IDBI Mutual Fund is the latest to launch gold ETF; but gold cannot rise forever
Moneylife Digital Team 29 July 2011

Yes, the increasing price of gold continues to attract many buyers and investors. But did you know that gold has in fact gained just 8.9% on a compounded annual basis since 1991? And don’t be foolish to believe that the price will continue to rise always

IDBI Mutual Fund has announced the launch of a gold ETF fund, the latest to enter this segment after a series of ETFs launched recently by HDFC, ICICI and Birla Sun Life mutual funds.

IDBI Gold ETF is an open-ended gold exchange traded fund, like any other gold ETF, and there is nothing novel or different about it from the already existing gold ETFs.

A gold ETF is a paper asset designed to track the gold price without holding physical gold. But is gold a good asset to buy today? Nobody really knows. The price of the yellow metal has already jumped about six times over the past ten years, from $250 to around $1,500 and it may continue to rise or go down, depending on which way interest rates go.

Jumping into any asset that has already increased in value many times over does not make any sense, irrespective of the fact that it could head further up. The best investments are those that are available at a low price, are not very hot, and have started an uptrend, and not when they are already hot and you consider investing in anticipation that it would rise further.

Indians believe that the price of gold (as that of real estate) is always increasing. This is true. But let that not lead to blind belief. If you don't know by how much the price of gold has gone up over the past 20 years, or why, it would be blind to believe that it is going to continue to go up endlessly. It is a common belief that gold offers good returns over the long term. Again, not true. Since 1991, gold is up just 8.9% on a compounded annual basis. That hardly beats a recurring deposit scheme!
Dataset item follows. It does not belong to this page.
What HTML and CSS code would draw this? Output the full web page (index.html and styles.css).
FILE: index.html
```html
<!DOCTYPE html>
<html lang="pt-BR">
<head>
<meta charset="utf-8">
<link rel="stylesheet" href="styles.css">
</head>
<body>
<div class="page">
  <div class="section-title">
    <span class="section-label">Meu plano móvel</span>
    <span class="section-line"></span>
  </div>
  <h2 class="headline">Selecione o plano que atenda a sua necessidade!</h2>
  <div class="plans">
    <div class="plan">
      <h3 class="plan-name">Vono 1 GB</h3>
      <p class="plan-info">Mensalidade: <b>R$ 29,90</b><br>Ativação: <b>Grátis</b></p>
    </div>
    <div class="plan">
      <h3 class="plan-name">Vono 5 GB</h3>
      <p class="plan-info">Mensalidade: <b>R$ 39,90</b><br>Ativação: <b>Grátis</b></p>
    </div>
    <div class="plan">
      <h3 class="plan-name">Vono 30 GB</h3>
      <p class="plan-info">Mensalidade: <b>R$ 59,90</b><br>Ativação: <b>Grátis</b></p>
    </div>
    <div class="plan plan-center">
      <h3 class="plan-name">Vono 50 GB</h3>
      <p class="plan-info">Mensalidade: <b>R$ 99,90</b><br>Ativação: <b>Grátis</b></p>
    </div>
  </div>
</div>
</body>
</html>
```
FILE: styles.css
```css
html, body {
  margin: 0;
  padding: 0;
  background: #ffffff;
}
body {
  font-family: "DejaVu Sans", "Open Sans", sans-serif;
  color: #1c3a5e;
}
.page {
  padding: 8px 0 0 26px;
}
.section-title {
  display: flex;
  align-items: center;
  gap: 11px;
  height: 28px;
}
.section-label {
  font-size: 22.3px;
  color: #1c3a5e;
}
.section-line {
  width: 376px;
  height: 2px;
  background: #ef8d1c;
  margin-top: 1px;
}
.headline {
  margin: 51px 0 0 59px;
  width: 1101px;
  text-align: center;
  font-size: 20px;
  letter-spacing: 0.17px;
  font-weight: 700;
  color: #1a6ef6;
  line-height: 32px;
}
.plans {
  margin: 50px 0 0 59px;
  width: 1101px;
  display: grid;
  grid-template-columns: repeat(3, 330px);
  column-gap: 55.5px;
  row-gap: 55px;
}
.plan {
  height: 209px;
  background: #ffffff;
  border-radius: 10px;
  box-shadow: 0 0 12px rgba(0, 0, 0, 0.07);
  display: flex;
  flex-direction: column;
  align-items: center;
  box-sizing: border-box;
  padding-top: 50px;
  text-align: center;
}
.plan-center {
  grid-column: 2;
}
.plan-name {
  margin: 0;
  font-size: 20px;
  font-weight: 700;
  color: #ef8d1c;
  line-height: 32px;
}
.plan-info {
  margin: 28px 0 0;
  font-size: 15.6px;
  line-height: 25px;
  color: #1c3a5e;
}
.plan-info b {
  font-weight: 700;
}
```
Gold is not an investment, but a speculative asset, influenced mainly by the dollar and US interest rates. If you invest in gold, you cannot be passive about it, expecting a rise year after year. Gold does well only in certain market conditions, that is, when real interest in the US is negative to zero. This has been the situation for a decade now and nobody knows how long it will continue. If it does, gold will rise further.
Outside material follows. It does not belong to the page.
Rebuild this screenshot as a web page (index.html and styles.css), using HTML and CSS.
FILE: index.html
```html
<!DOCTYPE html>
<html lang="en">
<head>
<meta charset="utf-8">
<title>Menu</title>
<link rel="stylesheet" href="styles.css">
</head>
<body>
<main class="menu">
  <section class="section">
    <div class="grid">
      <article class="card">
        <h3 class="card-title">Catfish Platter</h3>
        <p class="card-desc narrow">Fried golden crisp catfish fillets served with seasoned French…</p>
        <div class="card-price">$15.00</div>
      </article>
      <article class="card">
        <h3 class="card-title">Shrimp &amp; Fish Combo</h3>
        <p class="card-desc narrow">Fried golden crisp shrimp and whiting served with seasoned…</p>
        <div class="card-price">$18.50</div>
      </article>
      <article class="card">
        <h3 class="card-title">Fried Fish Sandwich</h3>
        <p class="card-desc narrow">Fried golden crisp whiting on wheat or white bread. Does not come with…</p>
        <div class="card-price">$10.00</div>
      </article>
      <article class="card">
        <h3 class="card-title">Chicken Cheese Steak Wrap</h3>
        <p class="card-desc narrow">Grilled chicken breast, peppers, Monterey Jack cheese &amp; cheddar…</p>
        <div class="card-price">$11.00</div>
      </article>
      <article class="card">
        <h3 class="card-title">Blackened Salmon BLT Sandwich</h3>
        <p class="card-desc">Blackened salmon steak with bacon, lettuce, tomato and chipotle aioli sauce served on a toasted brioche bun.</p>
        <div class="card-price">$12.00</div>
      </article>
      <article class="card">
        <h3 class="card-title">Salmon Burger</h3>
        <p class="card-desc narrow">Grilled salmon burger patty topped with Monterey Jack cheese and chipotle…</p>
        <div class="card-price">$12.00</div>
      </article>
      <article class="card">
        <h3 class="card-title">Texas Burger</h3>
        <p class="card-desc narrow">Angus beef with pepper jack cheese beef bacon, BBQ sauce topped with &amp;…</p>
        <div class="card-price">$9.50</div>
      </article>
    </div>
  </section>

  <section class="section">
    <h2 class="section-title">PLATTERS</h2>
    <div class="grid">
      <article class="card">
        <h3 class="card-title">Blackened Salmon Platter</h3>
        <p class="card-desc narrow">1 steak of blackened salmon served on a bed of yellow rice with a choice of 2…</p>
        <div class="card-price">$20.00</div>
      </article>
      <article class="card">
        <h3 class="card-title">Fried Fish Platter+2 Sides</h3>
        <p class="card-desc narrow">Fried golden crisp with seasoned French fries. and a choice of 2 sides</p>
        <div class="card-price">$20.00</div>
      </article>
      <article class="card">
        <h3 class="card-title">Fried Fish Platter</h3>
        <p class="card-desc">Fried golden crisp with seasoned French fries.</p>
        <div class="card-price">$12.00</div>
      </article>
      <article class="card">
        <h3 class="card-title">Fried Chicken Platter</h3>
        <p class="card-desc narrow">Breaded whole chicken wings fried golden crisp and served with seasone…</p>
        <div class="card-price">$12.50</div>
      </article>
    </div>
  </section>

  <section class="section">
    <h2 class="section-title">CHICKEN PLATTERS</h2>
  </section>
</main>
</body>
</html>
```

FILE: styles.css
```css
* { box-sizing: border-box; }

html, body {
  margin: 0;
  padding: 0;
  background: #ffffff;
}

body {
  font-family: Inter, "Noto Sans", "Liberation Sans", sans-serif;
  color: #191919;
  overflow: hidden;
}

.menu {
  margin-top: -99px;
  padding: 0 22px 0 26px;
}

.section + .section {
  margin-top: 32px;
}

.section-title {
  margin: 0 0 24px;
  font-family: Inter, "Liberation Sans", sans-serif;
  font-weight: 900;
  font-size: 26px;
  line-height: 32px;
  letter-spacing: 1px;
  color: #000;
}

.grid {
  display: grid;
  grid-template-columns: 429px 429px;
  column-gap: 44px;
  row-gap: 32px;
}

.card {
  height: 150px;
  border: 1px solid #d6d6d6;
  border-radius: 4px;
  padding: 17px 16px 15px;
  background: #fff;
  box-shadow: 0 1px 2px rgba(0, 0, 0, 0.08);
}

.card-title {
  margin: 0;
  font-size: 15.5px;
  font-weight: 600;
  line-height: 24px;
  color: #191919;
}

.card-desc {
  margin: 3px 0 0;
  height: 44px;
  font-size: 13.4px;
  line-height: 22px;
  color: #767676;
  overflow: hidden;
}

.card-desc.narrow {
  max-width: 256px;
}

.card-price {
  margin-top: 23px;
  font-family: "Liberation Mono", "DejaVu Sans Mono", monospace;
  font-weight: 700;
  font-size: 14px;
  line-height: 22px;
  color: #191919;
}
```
There are only speculative forces pushing up the price of gold, something that is beyond the grasp of an average saver. And I this is so, there is simply no logic in investing in gold. Of course, there is speculative merit aplenty, as long as you know when to pass it on to the next sucker.

The IDBI ETF will invest 95% to 100% of assets in gold and gold-related instruments with a medium-risk profile. On the other side, it would allocate up to 5% of assets in debt and money market instruments with low- to medium-risk profile.

The new fund offer price is Rs100 for cash at a premium equivalent to the difference between the allotment price and face value of Rs100. The allotment price would be approximately equal to the price of one gram of gold.

The scheme will be managed by Gautam Kaul and it will be benchmarked against the domestic price of physical gold.